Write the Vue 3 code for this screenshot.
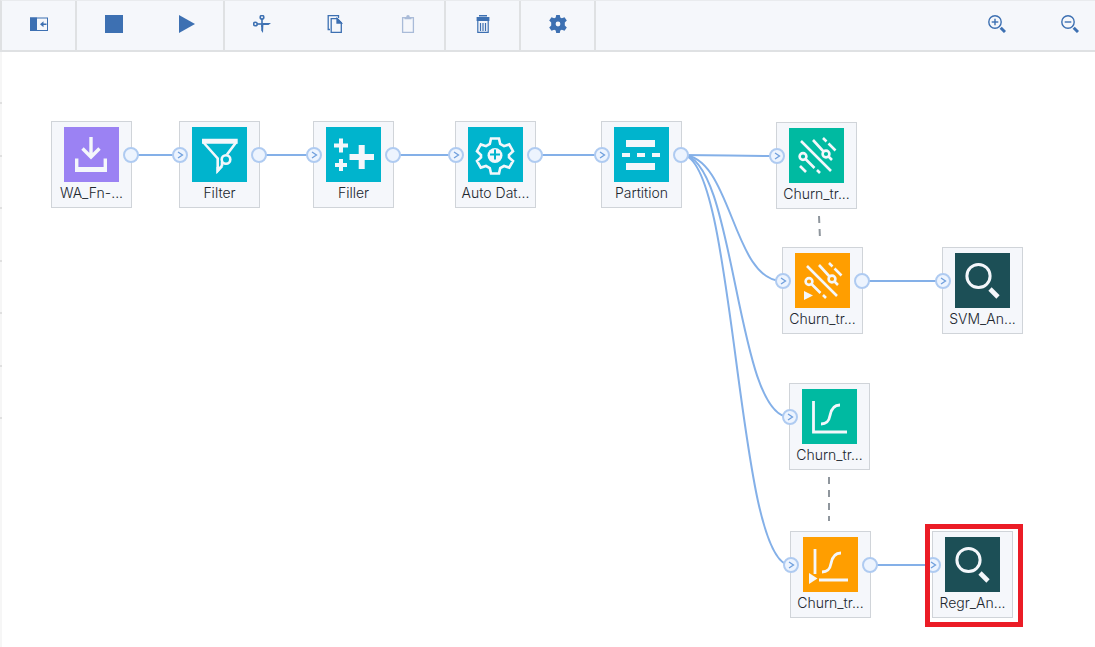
<script setup>
const tools = [
  ['palette'],
  ['stop', 'run'],
  ['cut', 'copy', 'paste'],
  ['delete'],
  ['settings'],
]
const zooms = ['zoom in', 'zoom out']

const nodes = [
  { id: 'data', label: 'WA_Fn-...', x: 51, y: 69, tone: 'violet', icon: 'import', out: true },
  { id: 'filter', label: 'Filter', x: 179, y: 69, tone: 'cyan', icon: 'filter', in: true, out: true },
  { id: 'filler', label: 'Filler', x: 313, y: 69, tone: 'cyan', icon: 'filler', in: true, out: true },
  { id: 'prep', label: 'Auto Dat...', x: 455, y: 69, tone: 'cyan', icon: 'gear', in: true, out: true },
  { id: 'part', label: 'Partition', x: 601, y: 69, tone: 'cyan', icon: 'partition', in: true, out: true },
  { id: 'svm', label: 'Churn_tr...', x: 776, y: 70, tone: 'green', icon: 'svm', in: true },
  { id: 'svmModel', label: 'Churn_tr...', x: 782, y: 195, tone: 'orange', icon: 'svm', model: true, in: true, out: true },
  { id: 'svmOut', label: 'SVM_An...', x: 942, y: 195, tone: 'dark', icon: 'search', in: true },
  { id: 'reg', label: 'Churn_tr...', x: 789, y: 331, tone: 'green', icon: 'regression', in: true },
  { id: 'regModel', label: 'Churn_tr...', x: 790, y: 479, tone: 'orange', icon: 'regression', model: true, in: true, out: true },
  { id: 'regOut', label: 'Regr_An...', x: 932, y: 479, tone: 'dark', icon: 'search', in: true },
]

const links = [
  ['data', 'filter'],
  ['filter', 'filler'],
  ['filler', 'prep'],
  ['prep', 'part'],
  ['part', 'svm'],
  ['part', 'svmModel'],
  ['part', 'reg'],
  ['part', 'regModel'],
  ['svmModel', 'svmOut'],
  ['regModel', 'regOut'],
]

const find = (id) => nodes.find((n) => n.id === id)
const wires = links.map(([from, to]) => {
  const a = find(from)
  const b = find(to)
  const x1 = a.x + 81
  const y1 = a.y + 34
  const x2 = b.x
  const y2 = b.y + 34
  const mid = (x1 + x2) / 2
  return `M${x1} ${y1}C${mid} ${y1} ${mid} ${y2} ${x2} ${y2}`
})
const ticks = [51, 104, 156, 209, 261, 314, 366]
</script>

<template>
  <div class="page">
    <header class="toolbar">
      <div v-for="group in tools" :key="group[0]" class="group">
        <button v-for="t in group" :key="t" type="button" class="tool" :disabled="t === 'paste'" :aria-label="t">
          <svg width="18" height="18" viewBox="0 0 18 18" fill="currentColor">
            <template v-if="t === 'palette'">
              <rect x="0.5" y="3" width="17" height="12.5" fill="none" stroke="currentColor" />
              <rect x="0" y="2.5" width="7" height="13.5" />
              <path d="M10 9.3 13.5 6.3V8.5H16.5V10.1H13.5V12.3Z" />
            </template>
            <rect v-else-if="t === 'stop'" width="18" height="18" />
            <path v-else-if="t === 'run'" d="M1 0 17 9 1 18Z" />
            <g v-else-if="t === 'cut'" fill="none" stroke="currentColor" stroke-width="1.6">
              <circle cx="9" cy="2.3" r="1.8" />
              <circle cx="2.4" cy="9" r="1.8" />
              <path d="M4.2 9H12" />
              <path d="M9 4V12" />
              <path d="M8.2 10H10.4L10 18 8.2 15.500ZM10 8H18L15.500 10H10Z" fill="currentColor" stroke="none" />
            </g>
            <g v-else-if="t === 'copy'" fill="none" stroke="currentColor" stroke-width="1.3">
              <path d="M4 14.5H2.2V0.7H12.5V3" />
              <path d="M5.2 3.7H11.3L15.3 7.7V17.3H5.2Z" />
              <path d="M11 3.5V8H15.5Z" fill="currentColor" />
            </g>
            <g v-else-if="t === 'paste'">
              <rect x="3.6" y="2.7" width="10.8" height="14.7" fill="none" stroke="currentColor" stroke-width="1.3" />
              <path d="M5.5 4.2V2H7.2Q7.2 0 9 0T10.8 2H12.5V4.2Z" />
            </g>
            <g v-else-if="t === 'delete'">
              <path d="M5 0H13V1.5H5ZM2.6 2H15.4V6H2.6Z" />
              <path d="M3.8 6V17.3H14.2V6M6.5 8V16M9 8V16M11.5 8V16" fill="none" stroke="currentColor" stroke-width="1.2" />
            </g>
            <path
              v-else
              fill-rule="evenodd"
              d="M7.2 0H10.8L11.3 2.4 12.8 3.3 15.5 2.2 17.8 5.6 15.8 7.6V10.4L17.8 12.4 15.5 15.8 12.8 14.7 11.3 15.6 10.8 18H7.2L6.7 15.6 5.2 14.7 2.5 15.8 0.2 12.4 2.2 10.4V7.6L0.2 5.6 2.5 2.2 5.2 3.3 6.7 2.4ZM9 6.6A2.4 2.4 0 1 0 9 11.4 2.4 2.4 0 1 0 9 6.6Z"
            />
          </svg>
        </button>
      </div>
      <div class="zooms">
        <button v-for="z in zooms" :key="z" type="button" class="tool" :aria-label="z">
          <svg width="18" height="18" viewBox="0 0 18 18" fill="none" stroke="currentColor" stroke-width="1.4">
            <circle cx="7" cy="7" r="6.2" />
            <path d="M3.7 7H10.3" />
            <path v-if="z === 'zoom in'" d="M7 3.7V10.3" />
            <path d="M12.7 12.7 17 17" stroke-width="3" />
          </svg>
        </button>
      </div>
    </header>

    <main class="canvas">
      <svg class="wires" aria-hidden="true">
        <rect class="edge" x="0" y="0" width="2" height="100%" />
        <rect v-for="t in ticks" :key="t" class="tick" x="0" :y="t - 1" width="2" height="2" />
        <path v-for="w in wires" :key="w" class="wire" :d="w" />
        <path class="dash" d="M819 164 820 187" />
        <path class="dash" d="M829 425V469" />
      </svg>

      <div v-for="n in nodes" :key="n.id" class="node" :style="{ left: n.x + 'px', top: n.y + 'px' }">
        <svg class="tile" :class="n.tone" width="55" height="55" viewBox="0 0 55 55" fill="none" stroke="#f4f7fb" stroke-width="3.4">
          <g v-if="n.icon === 'import'">
            <path d="M27 10V30M18.5 21.5 27 30 35.5 21.5" />
            <path d="M12.7 31.5V43H41.3V31.5" />
            <path d="M11 42.5H43" stroke-width="5" />
          </g>
          <g v-else-if="n.icon === 'filter'">
            <path d="M11.5 15.5 25.7 31.5V43.5L30 38.5V35M44 15.5 35 27.5" stroke-width="2.6" />
            <path d="M10 14.3H45.7" stroke-width="5" />
            <circle cx="34" cy="32.5" r="4.3" stroke-width="2.6" />
            <path d="M24.5 40V47L31 40" fill="#f4f7fb" stroke="none" />
          </g>
          <g v-else-if="n.icon === 'filler'">
            <path d="M23.5 30H48M35.7 18V42" stroke-width="6" />
            <path d="M8 18.5H22M15 11.5V25.5M9 38H21M15 32V44" stroke-width="4" />
          </g>
          <g v-else-if="n.icon === 'gear'">
            <path
              d="M23 11.5H31L32.2 17 36 19.2 41.2 17.4 45 24.2 41 28V30.4L45 34 41.2 40.6 36 39 32.2 41 31 46.5H23L21.8 41 18 39 12.8 40.6 9 34 13 30.4V28L9 24.2 12.8 17.4 18 19.2 21.8 17Z"
              stroke-width="2.6"
            />
            <circle cx="27" cy="28.5" r="7.5" fill="#f4f7fb" stroke="none" />
            <path d="M22 27.5H32M27 22.5V32.5" stroke="#00b4cd" stroke-width="2" />
          </g>
          <path
            v-else-if="n.icon === 'partition'"
            fill="#f4f7fb"
            stroke="none"
            d="M12 13H41V20H12ZM8 26H16V30H8ZM23 26H31V30H23ZM38 26H46V30H38ZM12 36H41V43H12Z"
          />
          <g v-else-if="n.icon === 'svm'" stroke-width="2.6">
            <path d="M12 13 42 43M24 12 34.5 23.5M39.5 28.5 43 32M34 10 37.5 13.5M39.5 15.5 46.5 22.5M16.5 31 25.5 40M28 42 31 45" />
            <circle cx="37" cy="26" r="3.4" />
            <circle cx="14" cy="28.5" r="3.4" />
            <path v-if="n.model" d="M9 38V47L18 42.5Z" fill="#f4f7fb" stroke="none" />
            <path v-else d="M11 38 17 44" />
          </g>
          <g v-else-if="n.icon === 'regression'" stroke-width="2.8">
            <path v-if="n.model" d="M12 12V37M16 43H45" />
            <path v-else d="M11.5 12V43H45" />
            <path d="M19 35C25 35 27 32 28 26.500S31 16 38 16" />
            <path v-if="n.model" d="M6 36V47L14.500 41.500Z" fill="#f4f7fb" stroke="none" />
          </g>
          <g v-else>
            <circle cx="23.5" cy="23" r="11.6" stroke-width="3" />
            <path d="M35 36 43 44" stroke-width="4.6" />
          </g>
        </svg>
        <span class="label">{{ n.label }}</span>
        <svg v-if="n.in" class="port in" width="16" height="16" viewBox="0 0 16 16">
          <circle cx="8" cy="8" r="7" />
          <path d="M6 5 10.500 8 6 11" />
        </svg>
        <svg v-if="n.out" class="port out" width="16" height="16" viewBox="0 0 16 16">
          <circle cx="8" cy="8" r="7" />
        </svg>
      </div>

      <div class="highlight"></div>
    </main>
  </div>
</template>

<style>
body {
  margin: 0;
}
</style>

<style scoped>
.page {
  display: flex;
  flex-direction: column;
  min-height: 100vh;
  overflow: hidden;
  background: #fff;
  font-family: Inter, 'Open Sans', sans-serif;
}
.toolbar {
  display: flex;
  box-sizing: border-box;
  height: 52px;
  border-top: 1px solid #e9ebee;
  border-bottom: 2px solid #dfe1e3;
  border-left: 2px solid #dfe1e3;
  background: #f5f7fb;
}
.group {
  display: flex;
  border-right: 2px solid #dfe1e3;
}
.tool {
  display: flex;
  align-items: center;
  justify-content: center;
  width: 73px;
  height: 46px;
  padding: 0;
  border: 0;
  background: none;
  color: #3d70b2;
}
.tool:disabled {
  color: #a9bbd8;
}
.zooms {
  display: flex;
  margin-left: auto;
  margin-right: -11px;
}
.canvas {
  position: relative;
  flex: 1;
}
.wires {
  position: absolute;
  width: 100%;
  height: 100%;
}
.edge {
  fill: #f6f6f6;
}
.tick {
  fill: #e0e0e0;
}
.wire {
  fill: none;
  stroke: #84b0e8;
  stroke-width: 2;
}
.dash {
  fill: none;
  stroke: #8f969d;
  stroke-width: 2;
  stroke-dasharray: 7 6;
}
.node {
  position: absolute;
  display: flex;
  flex-direction: column;
  align-items: center;
  box-sizing: border-box;
  width: 81px;
  height: 87px;
  padding-top: 5px;
  border: 1px solid #d0d4d9;
  background: #f5f7fb;
}
.tile {
  flex: none;
}
.violet {
  background: #9b82f3;
}
.cyan {
  background: #00b4cd;
}
.green {
  background: #00baa1;
}
.orange {
  background: #ff9e00;
}
.dark {
  background: #1c4f56;
}
.label {
  color: #20262e;
  font-size: 14px;
  font-weight: 300;
  line-height: 22px;
  white-space: nowrap;
}
.port {
  position: absolute;
  top: 25px;
  fill: #edf4fe;
  stroke: #afcbf1;
  stroke-width: 2;
}
.port path {
  fill: none;
  stroke: #6f9fdd;
  stroke-width: 1.3;
}
.in {
  left: -8px;
}
.out {
  right: -8px;
}
.highlight {
  position: absolute;
  left: 925px;
  top: 472px;
  box-sizing: border-box;
  width: 98px;
  height: 103px;
  border: 5px solid #eb1c26;
}
</style>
==========
#### Task:
Repeat the lines of the listing above verbatim, beginning at its first line and ending at the line containing "const zooms = ['zoom in', 'zoom out']", which is included. Omit pictures.

#### Solution to this problem:
Write the Vue 3 code for this screenshot.
<script setup>
const tools = [
  ['palette'],
  ['stop', 'run'],
  ['cut', 'copy', 'paste'],
  ['delete'],
  ['settings'],
]
const zooms = ['zoom in', 'zoom out']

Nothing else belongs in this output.